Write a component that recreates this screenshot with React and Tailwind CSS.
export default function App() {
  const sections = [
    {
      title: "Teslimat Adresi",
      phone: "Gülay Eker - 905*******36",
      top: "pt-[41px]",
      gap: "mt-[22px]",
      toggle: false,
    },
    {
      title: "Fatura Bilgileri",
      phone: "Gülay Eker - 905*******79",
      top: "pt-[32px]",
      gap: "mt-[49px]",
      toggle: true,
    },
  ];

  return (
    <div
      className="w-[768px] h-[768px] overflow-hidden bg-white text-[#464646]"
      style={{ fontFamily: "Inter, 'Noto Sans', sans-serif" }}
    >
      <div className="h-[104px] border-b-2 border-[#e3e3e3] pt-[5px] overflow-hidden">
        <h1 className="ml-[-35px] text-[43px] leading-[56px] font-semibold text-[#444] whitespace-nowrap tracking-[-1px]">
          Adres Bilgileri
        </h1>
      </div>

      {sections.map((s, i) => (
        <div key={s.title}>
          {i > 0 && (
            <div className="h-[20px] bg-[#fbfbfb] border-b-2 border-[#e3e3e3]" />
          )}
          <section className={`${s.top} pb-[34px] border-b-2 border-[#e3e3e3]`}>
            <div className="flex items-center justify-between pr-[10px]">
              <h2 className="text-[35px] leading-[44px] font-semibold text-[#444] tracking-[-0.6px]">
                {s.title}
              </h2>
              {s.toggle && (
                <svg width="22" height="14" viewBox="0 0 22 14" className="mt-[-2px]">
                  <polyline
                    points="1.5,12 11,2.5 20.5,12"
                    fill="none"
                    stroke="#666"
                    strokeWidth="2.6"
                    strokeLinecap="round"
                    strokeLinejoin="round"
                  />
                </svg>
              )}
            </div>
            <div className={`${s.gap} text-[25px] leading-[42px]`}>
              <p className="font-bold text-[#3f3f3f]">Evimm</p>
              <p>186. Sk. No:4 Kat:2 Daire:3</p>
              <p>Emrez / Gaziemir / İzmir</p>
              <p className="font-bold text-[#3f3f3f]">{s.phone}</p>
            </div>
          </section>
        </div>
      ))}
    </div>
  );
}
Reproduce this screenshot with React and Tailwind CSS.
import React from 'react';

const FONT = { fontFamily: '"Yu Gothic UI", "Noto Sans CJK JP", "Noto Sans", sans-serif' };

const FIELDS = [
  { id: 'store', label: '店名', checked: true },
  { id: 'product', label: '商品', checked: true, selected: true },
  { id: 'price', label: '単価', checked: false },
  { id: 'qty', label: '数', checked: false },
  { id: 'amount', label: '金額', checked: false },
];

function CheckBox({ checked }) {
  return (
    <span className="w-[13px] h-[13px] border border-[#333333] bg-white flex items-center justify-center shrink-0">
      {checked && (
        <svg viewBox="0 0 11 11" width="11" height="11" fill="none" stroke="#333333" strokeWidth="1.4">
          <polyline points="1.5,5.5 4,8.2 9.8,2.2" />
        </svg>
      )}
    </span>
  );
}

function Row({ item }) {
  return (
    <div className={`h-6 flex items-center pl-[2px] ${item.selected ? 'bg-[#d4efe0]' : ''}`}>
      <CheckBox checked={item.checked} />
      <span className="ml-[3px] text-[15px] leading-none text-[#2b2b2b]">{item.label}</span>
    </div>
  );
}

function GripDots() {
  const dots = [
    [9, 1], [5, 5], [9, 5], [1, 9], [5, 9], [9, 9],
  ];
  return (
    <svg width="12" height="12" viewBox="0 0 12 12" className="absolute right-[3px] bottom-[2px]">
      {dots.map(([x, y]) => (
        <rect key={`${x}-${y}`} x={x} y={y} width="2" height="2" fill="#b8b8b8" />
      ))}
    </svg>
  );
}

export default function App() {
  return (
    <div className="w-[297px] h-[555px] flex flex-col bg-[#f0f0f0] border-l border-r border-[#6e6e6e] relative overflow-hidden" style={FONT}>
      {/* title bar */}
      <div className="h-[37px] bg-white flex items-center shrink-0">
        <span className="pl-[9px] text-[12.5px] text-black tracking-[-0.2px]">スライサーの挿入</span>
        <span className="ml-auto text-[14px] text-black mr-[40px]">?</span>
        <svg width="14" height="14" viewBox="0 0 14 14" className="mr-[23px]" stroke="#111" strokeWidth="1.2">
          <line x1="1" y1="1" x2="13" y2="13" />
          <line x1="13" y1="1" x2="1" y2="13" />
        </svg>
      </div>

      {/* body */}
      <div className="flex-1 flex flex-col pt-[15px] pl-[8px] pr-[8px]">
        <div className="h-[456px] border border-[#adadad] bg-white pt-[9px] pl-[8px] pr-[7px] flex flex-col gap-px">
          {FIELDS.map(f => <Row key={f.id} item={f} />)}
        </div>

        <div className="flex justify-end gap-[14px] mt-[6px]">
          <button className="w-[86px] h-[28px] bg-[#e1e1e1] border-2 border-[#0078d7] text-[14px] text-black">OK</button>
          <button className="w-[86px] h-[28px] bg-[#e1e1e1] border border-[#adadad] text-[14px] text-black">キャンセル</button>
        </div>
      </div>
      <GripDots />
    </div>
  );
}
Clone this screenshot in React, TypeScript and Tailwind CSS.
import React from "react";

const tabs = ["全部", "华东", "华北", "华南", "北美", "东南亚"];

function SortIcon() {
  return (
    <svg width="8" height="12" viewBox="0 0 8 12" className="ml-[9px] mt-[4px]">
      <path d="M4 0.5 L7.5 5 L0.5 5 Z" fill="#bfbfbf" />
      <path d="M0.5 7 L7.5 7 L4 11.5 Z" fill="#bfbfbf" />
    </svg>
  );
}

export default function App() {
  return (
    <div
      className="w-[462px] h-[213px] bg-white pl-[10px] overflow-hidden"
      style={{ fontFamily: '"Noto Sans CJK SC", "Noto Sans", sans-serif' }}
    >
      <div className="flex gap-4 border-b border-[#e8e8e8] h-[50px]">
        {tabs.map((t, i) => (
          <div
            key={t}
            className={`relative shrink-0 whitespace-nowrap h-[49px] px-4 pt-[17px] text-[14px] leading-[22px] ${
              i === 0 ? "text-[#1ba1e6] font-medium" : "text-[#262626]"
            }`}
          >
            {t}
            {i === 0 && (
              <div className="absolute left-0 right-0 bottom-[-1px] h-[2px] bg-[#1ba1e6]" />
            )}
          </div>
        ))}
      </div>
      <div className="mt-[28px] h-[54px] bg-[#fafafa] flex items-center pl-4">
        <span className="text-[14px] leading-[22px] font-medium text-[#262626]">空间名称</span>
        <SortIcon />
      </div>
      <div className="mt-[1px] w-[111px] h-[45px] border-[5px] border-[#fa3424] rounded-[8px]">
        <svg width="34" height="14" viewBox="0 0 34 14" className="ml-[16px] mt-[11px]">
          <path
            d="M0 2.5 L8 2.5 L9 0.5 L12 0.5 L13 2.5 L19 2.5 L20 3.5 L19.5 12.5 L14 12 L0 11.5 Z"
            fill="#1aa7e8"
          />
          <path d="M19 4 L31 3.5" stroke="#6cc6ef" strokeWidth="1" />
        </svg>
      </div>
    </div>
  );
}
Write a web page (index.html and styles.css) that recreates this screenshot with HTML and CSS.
════════════════
-- Set exercise --
Nothing may be left out: return each entry exactly as it reads.

-- Solved problem --
Write a component that recreates this screenshot with React and Tailwind CSS.
export default function App() {
  const sections = [
    {
      title: "Teslimat Adresi",
      phone: "Gülay Eker - 905*******36",
      top: "pt-[41px]",
      gap: "mt-[22px]",
      toggle: false,
    },
    {
      title: "Fatura Bilgileri",
      phone: "Gülay Eker - 905*******79",
      top: "pt-[32px]",
      gap: "mt-[49px]",
      toggle: true,
    },
  ];

  return (
    <div
      className="w-[768px] h-[768px] overflow-hidden bg-white text-[#464646]"
      style={{ fontFamily: "Inter, 'Noto Sans', sans-serif" }}
    >
      <div className="h-[104px] border-b-2 border-[#e3e3e3] pt-[5px] overflow-hidden">
        <h1 className="ml-[-35px] text-[43px] leading-[56px] font-semibold text-[#444] whitespace-nowrap tracking-[-1px]">
          Adres Bilgileri
        </h1>
      </div>

      {sections.map((s, i) => (
        <div key={s.title}>
          {i > 0 && (
            <div className="h-[20px] bg-[#fbfbfb] border-b-2 border-[#e3e3e3]" />
          )}
          <section className={`${s.top} pb-[34px] border-b-2 border-[#e3e3e3]`}>
            <div className="flex items-center justify-between pr-[10px]">
              <h2 className="text-[35px] leading-[44px] font-semibold text-[#444] tracking-[-0.6px]">
                {s.title}
              </h2>
              {s.toggle && (
                <svg width="22" height="14" viewBox="0 0 22 14" className="mt-[-2px]">
                  <polyline
                    points="1.5,12 11,2.5 20.5,12"
                    fill="none"
                    stroke="#666"
                    strokeWidth="2.6"
                    strokeLinecap="round"
                    strokeLinejoin="round"
                  />
                </svg>
              )}
            </div>
            <div className={`${s.gap} text-[25px] leading-[42px]`}>
              <p className="font-bold text-[#3f3f3f]">Evimm</p>
              <p>186. Sk. No:4 Kat:2 Daire:3</p>
              <p>Emrez / Gaziemir / İzmir</p>
              <p className="font-bold text-[#3f3f3f]">{s.phone}</p>
            </div>
          </section>
        </div>
      ))}
    </div>
  );
}
Reproduce this screenshot with React and Tailwind CSS.
import React from 'react';

const FONT = { fontFamily: '"Yu Gothic UI", "Noto Sans CJK JP", "Noto Sans", sans-serif' };

const FIELDS = [
  { id: 'store', label: '店名', checked: true },
  { id: 'product', label: '商品', checked: true, selected: true },
  { id: 'price', label: '単価', checked: false },
  { id: 'qty', label: '数', checked: false },
  { id: 'amount', label: '金額', checked: false },
];

function CheckBox({ checked }) {
  return (
    <span className="w-[13px] h-[13px] border border-[#333333] bg-white flex items-center justify-center shrink-0">
      {checked && (
        <svg viewBox="0 0 11 11" width="11" height="11" fill="none" stroke="#333333" strokeWidth="1.4">
          <polyline points="1.5,5.5 4,8.2 9.8,2.2" />
        </svg>
      )}
    </span>
  );
}

function Row({ item }) {
  return (
    <div className={`h-6 flex items-center pl-[2px] ${item.selected ? 'bg-[#d4efe0]' : ''}`}>
      <CheckBox checked={item.checked} />
      <span className="ml-[3px] text-[15px] leading-none text-[#2b2b2b]">{item.label}</span>
    </div>
  );
}

function GripDots() {
  const dots = [
    [9, 1], [5, 5], [9, 5], [1, 9], [5, 9], [9, 9],
  ];
  return (
    <svg width="12" height="12" viewBox="0 0 12 12" className="absolute right-[3px] bottom-[2px]">
      {dots.map(([x, y]) => (
        <rect key={`${x}-${y}`} x={x} y={y} width="2" height="2" fill="#b8b8b8" />
      ))}
    </svg>
  );
}

export default function App() {
  return (
    <div className="w-[297px] h-[555px] flex flex-col bg-[#f0f0f0] border-l border-r border-[#6e6e6e] relative overflow-hidden" style={FONT}>
      {/* title bar */}
      <div className="h-[37px] bg-white flex items-center shrink-0">
        <span className="pl-[9px] text-[12.5px] text-black tracking-[-0.2px]">スライサーの挿入</span>
        <span className="ml-auto text-[14px] text-black mr-[40px]">?</span>
        <svg width="14" height="14" viewBox="0 0 14 14" className="mr-[23px]" stroke="#111" strokeWidth="1.2">
          <line x1="1" y1="1" x2="13" y2="13" />
          <line x1="13" y1="1" x2="1" y2="13" />
        </svg>
      </div>

      {/* body */}
      <div className="flex-1 flex flex-col pt-[15px] pl-[8px] pr-[8px]">
        <div className="h-[456px] border border-[#adadad] bg-white pt-[9px] pl-[8px] pr-[7px] flex flex-col gap-px">
          {FIELDS.map(f => <Row key={f.id} item={f} />)}
        </div>

        <div className="flex justify-end gap-[14px] mt-[6px]">
          <button className="w-[86px] h-[28px] bg-[#e1e1e1] border-2 border-[#0078d7] text-[14px] text-black">OK</button>
          <button className="w-[86px] h-[28px] bg-[#e1e1e1] border border-[#adadad] text-[14px] text-black">キャンセル</button>
        </div>
      </div>
      <GripDots />
    </div>
  );
}
Clone this screenshot in React, TypeScript and Tailwind CSS.
import React from "react";

const tabs = ["全部", "华东", "华北", "华南", "北美", "东南亚"];

function SortIcon() {
  return (
    <svg width="8" height="12" viewBox="0 0 8 12" className="ml-[9px] mt-[4px]">
      <path d="M4 0.5 L7.5 5 L0.5 5 Z" fill="#bfbfbf" />
      <path d="M0.5 7 L7.5 7 L4 11.5 Z" fill="#bfbfbf" />
    </svg>
  );
}

export default function App() {
  return (
    <div
      className="w-[462px] h-[213px] bg-white pl-[10px] overflow-hidden"
      style={{ fontFamily: '"Noto Sans CJK SC", "Noto Sans", sans-serif' }}
    >
      <div className="flex gap-4 border-b border-[#e8e8e8] h-[50px]">
        {tabs.map((t, i) => (
          <div
            key={t}
            className={`relative shrink-0 whitespace-nowrap h-[49px] px-4 pt-[17px] text-[14px] leading-[22px] ${
              i === 0 ? "text-[#1ba1e6] font-medium" : "text-[#262626]"
            }`}
          >
            {t}
            {i === 0 && (
              <div className="absolute left-0 right-0 bottom-[-1px] h-[2px] bg-[#1ba1e6]" />
            )}
          </div>
        ))}
      </div>
      <div className="mt-[28px] h-[54px] bg-[#fafafa] flex items-center pl-4">
        <span className="text-[14px] leading-[22px] font-medium text-[#262626]">空间名称</span>
        <SortIcon />
      </div>
      <div className="mt-[1px] w-[111px] h-[45px] border-[5px] border-[#fa3424] rounded-[8px]">
        <svg width="34" height="14" viewBox="0 0 34 14" className="ml-[16px] mt-[11px]">
          <path
            d="M0 2.5 L8 2.5 L9 0.5 L12 0.5 L13 2.5 L19 2.5 L20 3.5 L19.5 12.5 L14 12 L0 11.5 Z"
            fill="#1aa7e8"
          />
          <path d="M19 4 L31 3.5" stroke="#6cc6ef" strokeWidth="1" />
        </svg>
      </div>
    </div>
  );
}
Write a web page (index.html and styles.css) that recreates this screenshot with HTML and CSS.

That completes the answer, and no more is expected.